Tout commence par un article dans le magazine Nature dans lequel Allison Kirkpatrick, astrophysicienne à l’université du Kansas explique comment les observations du nouveau télescope nuance et complexifie les prédictinos sur la formation des galaxies. Alors, Eric Lerner un chercheur rédige un article affirmant que les observations de JWST réfutent  le Big Bang. C’est l’emballement, et des sites d’information grand public reprennent massivement son article qui déforme largement les dires du Professeur Kirkpatrick. Elle reçoit alors un message texte d’un ami lui indiquant que l’article était partagé sur les médias sociaux. Elle avait oublié une citation utilisée hors contexte pour suggérer qu’elle paniquait à propos de la théorie du Big Bang.

Bien que ses proches n’aient jamais douté de la déformation de ses propos, des connaissances plus éloignées ont commencé à la contacter, lui demandant si elle avait vraiment dit cela et mettant même en doute sa santé mentale, tandis que les mails s’accumulaient en réaction ne faisant que grossir la quantité de gens le croyant sans se questionner le moins du monde. 

L’astrophysique victime à son tour des mensonges de la déformation des faits.

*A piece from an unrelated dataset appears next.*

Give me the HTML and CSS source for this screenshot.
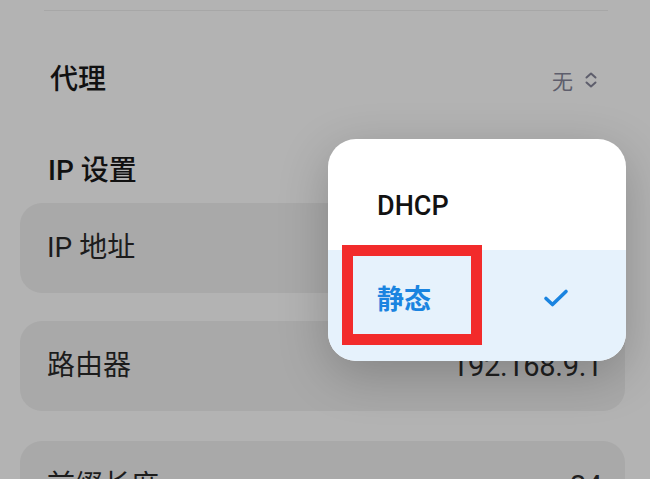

Il est difficile d’atteindre les négateurs de la science car ils se méfient de ce que leur disent les experts ou les figures d’autorité. Cependant, c’est une erreur de ne pas leur répondre car à défaut, ils sont portés à recruter d’autres croyants. Les seules personnes qui ont jamais changé d’avis sont celles dont une personne de confiance a pris le temps de leur faire comprendre qu’elles se trompaient. Les astronomes sont capables de dialoguer avec le public et de donner un visage humain à la science, ce qui est plus difficile pour les chercheurs dans d’autres domaines scientifiques explique Allison Kirkpatrick. 

A doubtful man ponders a flat earth – Keatslabs, BSS 2022.

Comprendre La “science”du Déni avec les adeptes de la “Terre Plate”

Lee McIntyre, philosophe des sciences à l’université de Boston, a écrit un livre intitulé « How to Talk to a Science Denier ». M. McIntyre a passé plusieurs jours à discuter avec des croyants lors d’une convention sur la Terre plate et en est revenu avec une meilleure compréhension des méthodes utilisées par les négateurs de la science, quel que soit le sujet abordé. La première étape du déni scientifique consiste à sélectionner les preuves en ignorant celles qui ne soutiennent pas leurs croyances. Il y a ensuite la croyance enracinée d’un complot secret pour tromper le public. Troisièmement, ils s’engagent dans un raisonnement illogique, c’est-à-dire qu’ils proposent une explication qui n’a aucun sens. Quatrièmement, ils s’appuient sur de faux experts et dénigrent les vrais experts. Cinquièmement, ils insistent sur le fait que la science doit être parfaite pour être crédible. Ce sont les cinq étapes que McIntyre a extraites de ses recherches à la convention sur la Terre plate.

JSWT tient toutes ses promesses et comme espéré, il nous fait progresser à coups de mini-séismes dont les retentissements trahissent la fébrilité des temps. Cela ne doit pas nous priver du juste émerveillement face au génie humain engagé sur la route des étoiles et l’insondable magie qui nous tend les bras à travers le temps et l’espace. La science est le plus bel hommage rendu par l’homme au théâtre de son existence ; nos théories sont appelées à être contenues par de nouvelles qui les prolongeront tout comme la relativité a embrassé la théorie Newtonienne en la portant à une échelle entièrement nouvelle.

Variation sur le thème du Baloomsy detector de Carl Sagan, voici un ensemble de principes à adopter pour éviter d’adhérer trop vite à une opinion quelle qu’elle soit. 

1. Vérifiez la source – provient-elle d’une source réputée telle qu’une revue évaluée par des pairs ou un site d’information grand public ?

2. Qualifications – l’auteur est-il membre d’une université ou d’une institution réputée, ou est-il un chercheur indépendant sans accréditation ?

3. Qui d’autre est d’accord – pouvez-vous trouver d’autres experts accrédités d’institutions traditionnelles qui sont d’accord, ou au moins fournissent une certaine validité ?

4. Références – l’auteur a-t-il fait ses recherches et cité d’autres recherches crédibles pour étayer ses résultats ?

5. Suivez la logique : l’auteur ne fait-il qu’une sélection de preuves, laissant de côté certains éléments pour les adapter à son récit ?

6. Devenez un expert – si tout échoue et que vous n’êtes toujours pas sûr, lisez un peu sur le sujet pour vous assurer que vous n’êtes pas trompé.